Une féminisation en hausse… à certains niveaux seulement

 

Entre 2013 et 2021, la France a enregistré une croissance de +50,4 % du nombre de femmes diplômées dans le numérique, passant de 4 002 à 6 020 diplômées. Cette progression, bien que significative, reste inférieure à la moyenne européenne (+89 %). Elle s’explique principalement par une amélioration dans les diplômes de cycle court et de niveau licence.

 

Mais cette dynamique ne s'étend pas aux niveaux master et doctorat, ni aux spécialisations industrielles, où la proportion de femmes chute. En 2021, la part de femmes diplômées dans le numérique reste inférieure à 20 %, et certaines fonctions techniques ne comptent toujours que 14 % à 18 % de femmes en poste.

 

Des freins genrés toujours bien ancrés

 

Plus de 40 % des étudiantes en école d’ingénieurs déclarent avoir été dissuadées de s’orienter vers les STIM (sciences, technologies, ingénierie, mathématiques), un taux stable par rapport aux années précédentes.
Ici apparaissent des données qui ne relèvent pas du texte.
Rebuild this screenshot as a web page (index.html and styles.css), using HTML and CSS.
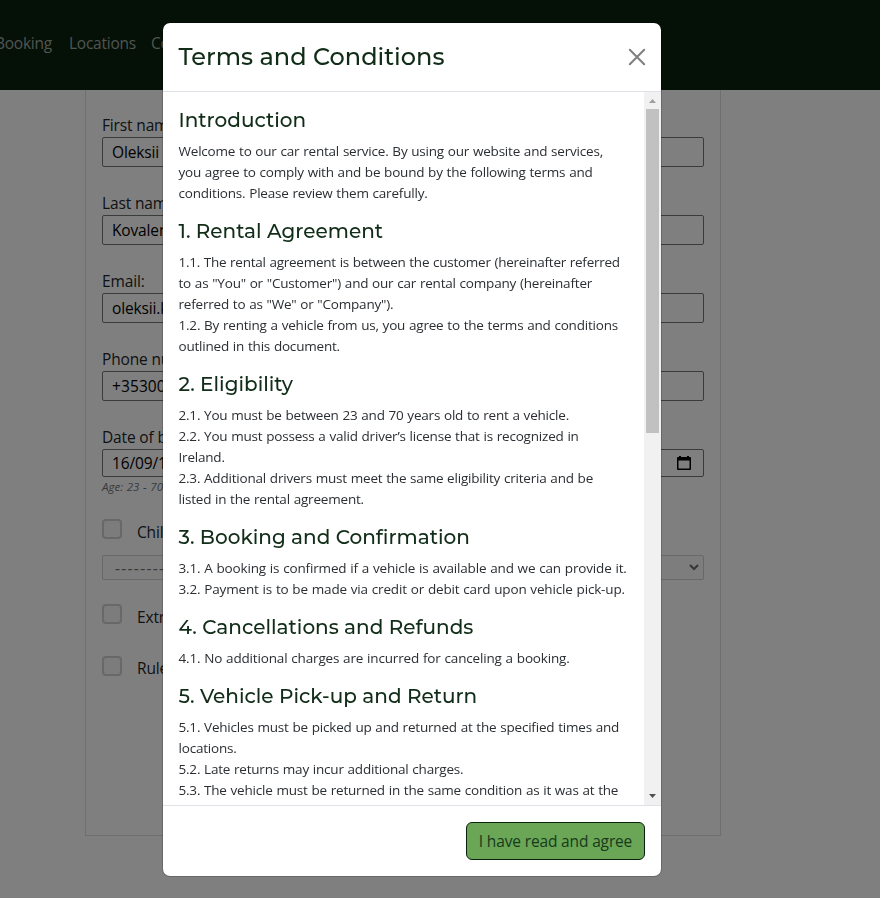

À l’inverse, la proportion d’hommes se sentant découragés est en baisse, creusant un écart notable selon le genre.

 

Dans le numérique, les chiffres sont plus préoccupants encore : 56 % des étudiantes indiquent que les motifs de découragement sont liés à leur genre. 26 % d’entre elles déclarent avoir entendu que ce ne sont “pas des métiers pour les femmes” et 30 % évoquent une hostilité du milieu. Chez les hommes, cette dernière proportion tombe à 1 %.

 

Stress, sentiment d’illégitimité et perte de reconnaissance

 

Les étudiantes se déclarent de moins en moins “très satisfaites” de leur parcours, à l’inverse des étudiants, pour qui cette satisfaction est en hausse. Dans les STIM hors numérique, cette chute est de -3 points entre 2021 et 2025 ; dans le numérique, elle atteint -8 points. Parmi les causes évoquées : un sentiment de ne pas être à sa place, une reconnaissance moindre pour le travail accompli, et un accompagnement perçu comme insuffisant.

 

Les chiffres sont parlants : 51 % des étudiantes STIM hors numérique affirment ne pas avoir le niveau pour réussir, contre 39 % des hommes. Le stress est également plus présent chez elles, avec un écart de 22 points par rapport aux hommes dans les STIM hors numérique, et de 23 points dans le numérique.

 

Stéréotypes sexistes : des reculs timides

 

Les comportements sexistes restent fortement ancrés dans l’expérience des étudiantes. En 2025, une étudiante sur cinq a été témoin de harcèlement sexuel dans son cadre d’études. Un tiers a entendu que “les femmes sont faites pour s’occuper des enfants”, et une sur trois affirme avoir entendu que les filières STIM ne sont pas faites pour elles.

 

Si la proportion de victimes de comportements sexistes diminue (-10 points dans les STIM hors numérique, -2 points dans le numérique), ces chiffres témoignent encore d’une ambiance perçue comme excluante. Et cette perception est aggravée par une réalité : les femmes sont toujours nettement sous-représentées dans les fonctions d’encadrement et les rôles spécialisés.

 

Entrepreneuriat : des ambitions freinées dès la formation

 

Les étudiantes et étudiants connaissent globalement les mêmes dispositifs d’accompagnement à l’entrepreneuriat, mais leur impact est inégal. Seules 15 % des étudiantes en STIM estiment que leur participation à ces dispositifs a renforcé leur envie d’entreprendre, contre 32 % des étudiants. Dans le numérique, l’écart est similaire.

 

Les verbatims recueillis dans l’étude révèlent que les étudiantes évoquent majoritairement des motivations personnelles ou une volonté d’impact, mais très peu parlent de l’apport direct des dispositifs. À l’inverse, 55 % des étudiants du numérique les jugent utiles. Cela pose la question de leur accessibilité réelle et de leur capacité à répondre aux besoins spécifiques des futures entrepreneuses.